Dans une enquête Ifop parue dans Le Journal du Dimanche, 76% des Français sondés déclarent pourtant ne pas souhaiter un retour de l'intéressé. Un ancien ministre, un temps proche de la sarkozie, estime que "la figure tutélaire n'a plus rien à tuteller (sic)".

"Dans le parti, tout le monde en a marre. On a pu se débarrasser de Wauquiez, si c'est pour se retaper ça au moment où Christian Jacob cherche justement à rouvrir les fenêtres... Quant aux jeunes élus qui vont lui rendre visite, à part lui baiser la babouche et obtenir un déjeuner gratuit, je ne vois pas trop ce qu'il en ressort."

La passerelle Jacob

Favori de l'élection à la présidence de LR, qui doit avoir lieu en octobre, Christian Jacob a toujours entretenu de bonnes relations avec Nicolas Sarkozy. Durant la guerre entre Jean-François Copé et François Fillon fin 2012, le député de Seine-et-Marne avait pris soin de soutenir le candidat le plus Sarko-compatible (à l'époque), à savoir le maire de Meaux. 

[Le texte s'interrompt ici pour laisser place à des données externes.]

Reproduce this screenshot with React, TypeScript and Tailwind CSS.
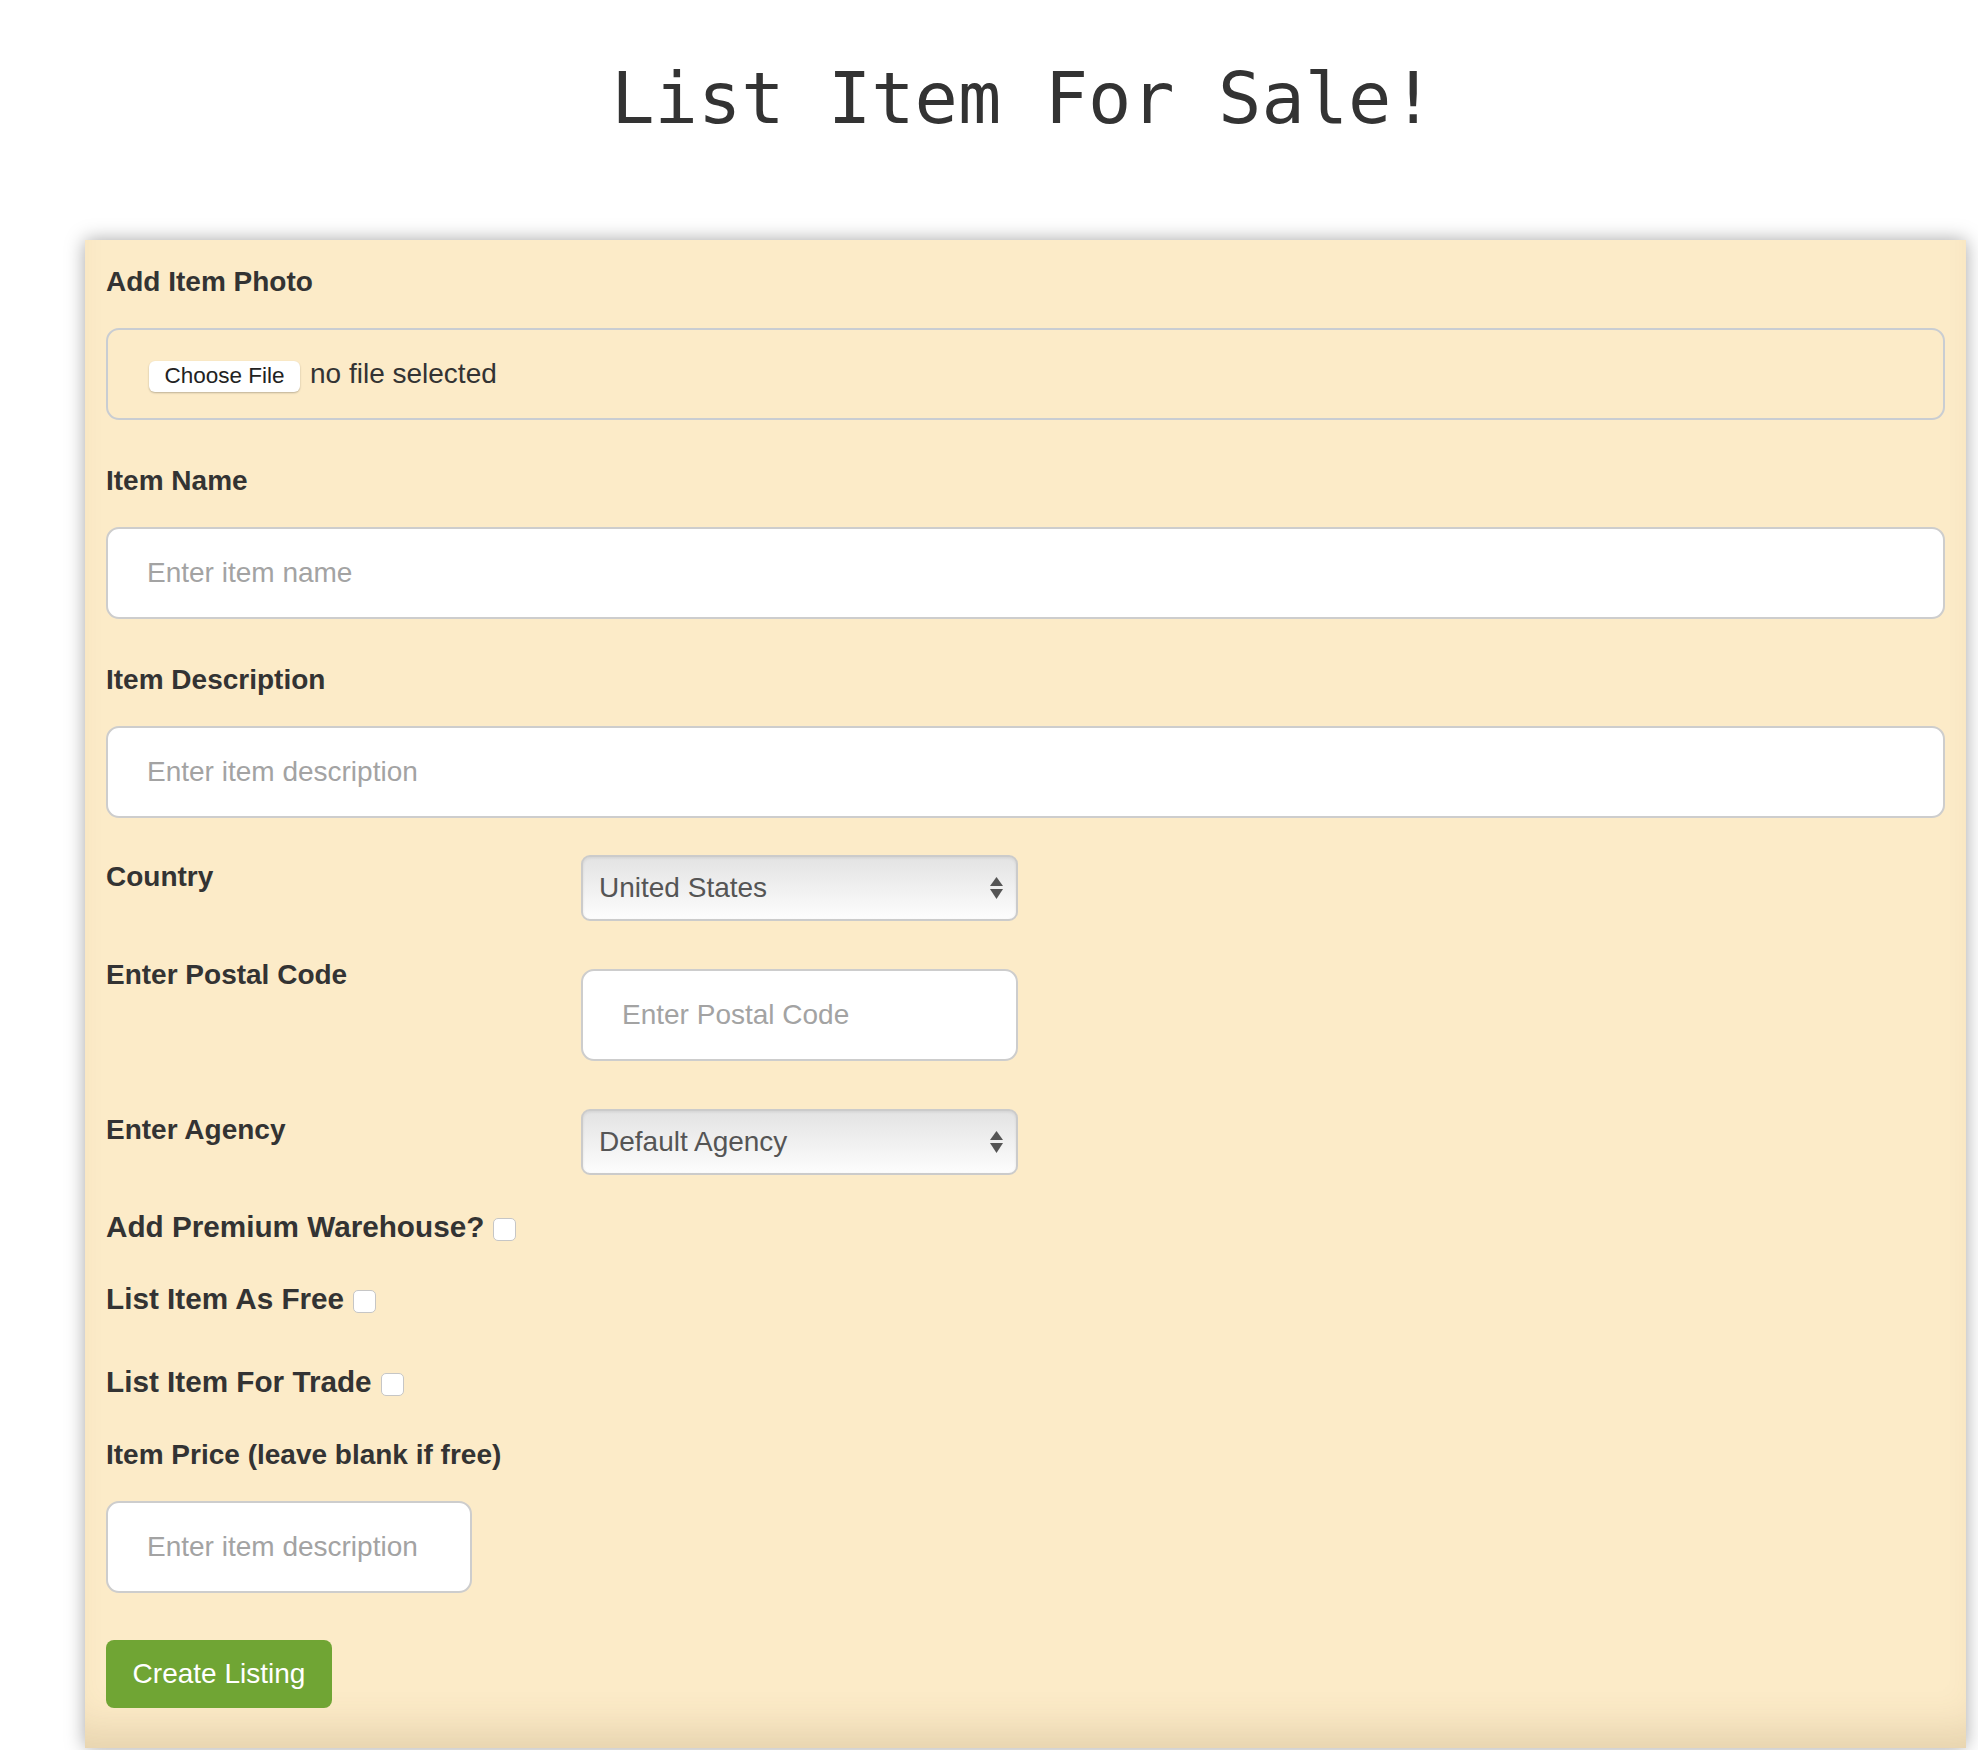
import React from "react";

const labelCls =
  "block font-['Liberation_Sans',Arial,sans-serif] font-bold text-[28px] leading-[40px] text-[#333333]";
const inputCls =
  "block w-full h-[92px] bg-white border-2 border-[#cdcdcd] rounded-[13px] px-[39px] font-['Liberation_Sans',Arial,sans-serif] text-[28px] text-[#333] placeholder:text-[#a3a3a3] outline-none";

function SelectBox({ value }: { value: string }) {
  return (
    <div className="flex items-center justify-between w-[437px] h-[66px] border-2 border-[#cbcbcb] rounded-[9px] bg-linear-to-b from-[#e3e3e3] to-[#fdfdfd] shadow-[inset_0_1px_3px_rgba(0,0,0,0.08)] pl-[16px] pr-[13px]">
      <span className="font-['Liberation_Sans',Arial,sans-serif] text-[28px] text-[#555555]">
        {value}
      </span>
      <svg width="13" height="22" viewBox="0 0 13 22">
        <path d="M6.5 0 L13 9 L0 9 Z" fill="#555" />
        <path d="M0 12 L13 12 L6.5 22 Z" fill="#555" />
      </svg>
    </div>
  );
}

function CheckRow({ label, className = "" }: { label: string; className?: string }) {
  return (
    <div className={"flex items-start " + className}>
      <span className="block font-['Liberation_Sans',Arial,sans-serif] font-bold text-[29.7px] leading-[40px] text-[#333333]">
        {label}
      </span>
      <input
        type="checkbox"
        className="appearance-none block shrink-0 w-[23px] h-[23px] bg-white border-[1.5px] border-[#c6c6c6] rounded-[5px] ml-[9px] mt-[11px]"
      />
    </div>
  );
}

export default function App() {
  return (
    <div className="w-full min-h-screen bg-white">
      <h1 className="pt-[62px] pl-[68px] text-center font-['DejaVu_Sans_Mono',Menlo,monospace] text-[72px] leading-[72px] font-normal text-[#333333]">
        List Item For Sale!
      </h1>

      <div className="mt-[106px] ml-[85px] w-[1881px] px-[21px] pt-[22px] pb-[40px] bg-[#fcebc8] shadow-[0_0_18px_rgba(0,0,0,0.35),inset_0_-40px_40px_-22px_rgba(110,80,30,0.16)]">
        {/* Photo */}
        <label className={labelCls}>Add Item Photo</label>
        <div className="mt-[26px] h-[92px] border-2 border-[#c9cdd2] rounded-[13px] flex items-center pl-[41px]">
          <span className="inline-flex items-center justify-center w-[151px] h-[31px] bg-white rounded-[6px] shadow-[0_1px_2px_rgba(0,0,0,0.25)] font-['Liberation_Sans',Arial,sans-serif] text-[22.5px] text-[#222] mt-[4px]">
            Choose File
          </span>
          <span className="ml-[10px] font-['Liberation_Sans',Arial,sans-serif] text-[28px] text-[#333]">
            no file selected
          </span>
        </div>

        {/* Name */}
        <label className={labelCls + " mt-[41px]"}>Item Name</label>
        <input className={inputCls + " mt-[26px]"} placeholder="Enter item name" />

        {/* Description */}
        <label className={labelCls + " mt-[41px]"}>Item Description</label>
        <input className={inputCls + " mt-[26px]"} placeholder="Enter item description" />

        {/* Country */}
        <div className="flex items-start mt-[37px]">
          <span className={labelCls + " w-[475px] pt-[2px]"}>Country</span>
          <SelectBox value="United States" />
        </div>

        {/* Postal */}
        <div className="flex items-start mt-[34px]">
          <span className={labelCls + " w-[475px]"}>Enter Postal Code</span>
          <input
            className="block mt-[14px] w-[437px] h-[92px] bg-white border-2 border-[#cdcdcd] rounded-[13px] px-[39px] font-['Liberation_Sans',Arial,sans-serif] text-[28px] text-[#333] placeholder:text-[#a3a3a3] outline-none"
            placeholder="Enter Postal Code"
          />
        </div>

        {/* Agency */}
        <div className="flex items-start mt-[48px]">
          <span className={labelCls + " w-[475px] pt-[1px]"}>Enter Agency</span>
          <SelectBox value="Default Agency" />
        </div>

        <CheckRow label="Add Premium Warehouse?" className="mt-[32px]" />
        <CheckRow label="List Item As Free" className="mt-[32px]" />
        <CheckRow label="List Item For Trade" className="mt-[43px]" />

        {/* Price */}
        <label className={labelCls + " mt-[33px]"}>Item Price (leave blank if free)</label>
        <input
          className="block mt-[26px] w-[366px] h-[92px] bg-white border-2 border-[#cdcdcd] rounded-[13px] px-[39px] font-['Liberation_Sans',Arial,sans-serif] text-[28px] text-[#333] placeholder:text-[#a3a3a3] outline-none"
          placeholder="Enter item description"
        />

        <button className="block mt-[47px] w-[226px] h-[68px] rounded-[8px] bg-[#70a534] text-white font-['Liberation_Sans',Arial,sans-serif] text-[28px]">
          Create Listing
        </button>
      </div>
    </div>
  );
}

"Jacob, c'est le point d'équilibre entre Wauquiez et Sarkozy", estime un cadre dirigeant du parti, d'après qui le patron des députés LR risque d'être, si élu, une courroie de transmission pour l'ex-chef de l'État. "C'est le pion", résume cette source. À l'en croire, le sarkozisme subliminal a de beaux jour devant lui.